At Hermès, Nadège Vanhée turns Paris twilight into a state of mind

France Fashion Hermes F/W 26/27 - (2026 Copyright The Associated Press)

Guests at the Hermès fashion show in Paris on Saturday didn’t just see the fall collection. They smelled it first.

The Garde Républicaine — the grand barracks of Paris’ mounted police — had been transformed into a forest floor, carpeted in thick, damp moss that filled the air with the heady scent of humus.

In a Paris Fashion Week that still has Chanel and Louis Vuitton to come, Hermès made a case that luxury at its most persuasive doesn’t shout.

It simply changes the air in the room.

Models emerged from luminous circular openings in the walls, like figures stepping through a full moon, and walked a raised, winding catwalk above the vegetation.

It was theatrical, but never gimmicky.

The set did exactly what creative director Nadège Vanhée wanted: it knocked you off balance.

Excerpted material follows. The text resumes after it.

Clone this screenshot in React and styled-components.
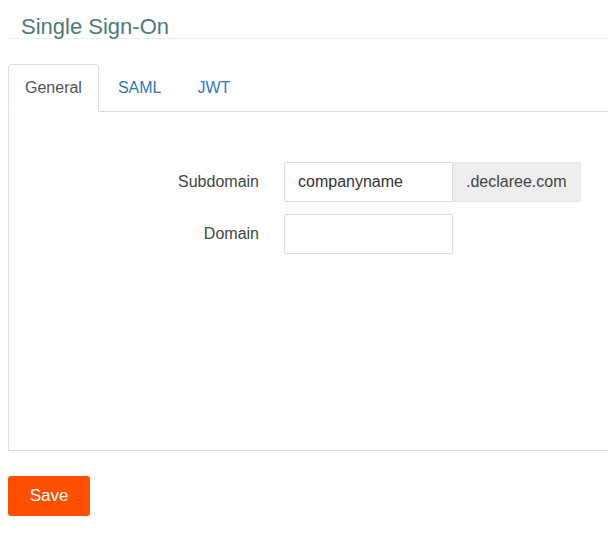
import React, { useState } from 'react';
import styled, { createGlobalStyle } from 'styled-components';

const GlobalStyle = createGlobalStyle`
  html, body {
    margin: 0;
    padding: 0;
    overflow: hidden;
    background: #fff;
  }
  body {
    padding: 8px;
    font-family: "Liberation Sans", Arial, sans-serif;
    color: #333;
  }
`;

const Page = styled.div`
  width: 610px;
`;

const Title = styled.h1`
  margin: 8px 0 0;
  padding: 0 0 0 13px;
  font-size: 22px;
  line-height: 22px;
  font-weight: normal;
  color: #4b7b7b;
  border-bottom: 1px solid #eee;
`;

const Tabs = styled.ul`
  display: flex;
  margin: 25px 0 0;
  padding: 0;
  list-style: none;
  border-bottom: 1px solid #ddd;
`;

const Tab = styled.li`
  margin: 0 2px -1px 0;
  padding: 12px 16px;
  font-size: 16px;
  line-height: 22px;
  border: 1px solid ${p => (p.active ? '#ddd' : 'transparent')};
  border-bottom-color: ${p => (p.active ? '#fff' : 'transparent')};
  border-radius: 4px 4px 0 0;
  background: ${p => (p.active ? '#fff' : 'transparent')};
  color: ${p => (p.active ? '#555' : '#2b7bb9')};
  cursor: pointer;
`;

const Panel = styled.div`
  height: 288px;
  padding-top: 50px;
  border: 1px solid #ddd;
  border-top: none;
`;

const Form = styled.div`
  display: grid;
  grid-template-columns: 250px auto;
  column-gap: 25px;
  row-gap: 12px;
  align-items: center;
  justify-content: start;
`;

const Label = styled.label`
  text-align: right;
  font-size: 16px;
  color: #444;
`;

const Group = styled.div`
  display: flex;
`;

const Input = styled.input`
  box-sizing: border-box;
  width: 169px;
  height: 40px;
  padding: 0 13px;
  border: 1px solid #ddd;
  border-radius: ${p => (p.joined ? '2px 0 0 2px' : '2px')};
  font-family: inherit;
  font-size: 16px;
  color: #333;
  outline: none;
`;

const Addon = styled.span`
  display: flex;
  align-items: center;
  height: 40px;
  box-sizing: border-box;
  padding: 0 13px;
  background: #eee;
  border: 1px solid #e6e6e6;
  border-left: none;
  border-radius: 0 2px 2px 0;
  font-size: 16px;
  color: #444;
`;

const SaveButton = styled.button`
  margin-top: 25px;
  width: 82px;
  height: 40px;
  border: none;
  border-radius: 3px;
  background: #ff5000;
  color: #fff;
  font-family: inherit;
  font-size: 17px;
  cursor: pointer;
`;

export default function App() {
  const [tab, setTab] = useState('General');
  const [sub, setSub] = useState('companyname');
  const [domain, setDomain] = useState('');

  return (
    <Page>
      <GlobalStyle />
      <Title>Single Sign-On</Title>
      <Tabs>
        {['General', 'SAML', 'JWT'].map(t => (
          <Tab key={t} active={tab === t} onClick={() => setTab(t)}>
            {t}
          </Tab>
        ))}
      </Tabs>
      <Panel>
        <Form>
          <Label>Subdomain</Label>
          <Group>
            <Input joined value={sub} onChange={e => setSub(e.target.value)} />
            <Addon>.declaree.com</Addon>
          </Group>
          <Label>Domain</Label>
          <Group>
            <Input value={domain} onChange={e => setDomain(e.target.value)} />
          </Group>
        </Form>
      </Panel>
      <SaveButton>Save</SaveButton>
    </Page>
  );
}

Vanhée, who has led Hermès womenswear since 2014, titled the fall-winter collection “Entre chien et loup” — the French expression for dusk, that uneasy moment when you can’t tell a dog from a wolf.

Her show notes invoked Hecate, the torch-wielding goddess of darkness, though the clothes were less mythological than muscular — precise, body-conscious, built to move.

Leather dominated. Fluid overcoats with enormous Tuscan sheepskin collars.

Zip-front mini dresses in inky blue that opened to reveal contrasting shirts beneath.

An orange ostrich-leather jumpsuit, belted at the waist, that merged biker attitude with Hermès refinement.

The house’s equestrian DNA surfaced in jodhpurs and flat-heeled riding boots, though the glossy lambskin cycling shorts paired with aviator jackets pushed the codes into harder, more urban territory.

The palette avoided the obvious.

Night, Vanhée seemed to argue, is not simply black.

Her colors shifted from sulfur yellow to oxblood red, forest green to iridescent burgundy — surfaces that caught and changed in the light like something alive.

Zips were everywhere, slicing diagonally across jackets or running the full-length of dresses — functional but also decorative, a way of suggesting that every garment could be opened up, reconfigured, made new.

Double-breasted blazers and cigarette trousers gave the collection a sharp tailored spine, while quilted silks printed with cloud-strewn skies offered a rare moment of softness.

The collection landed with quiet force.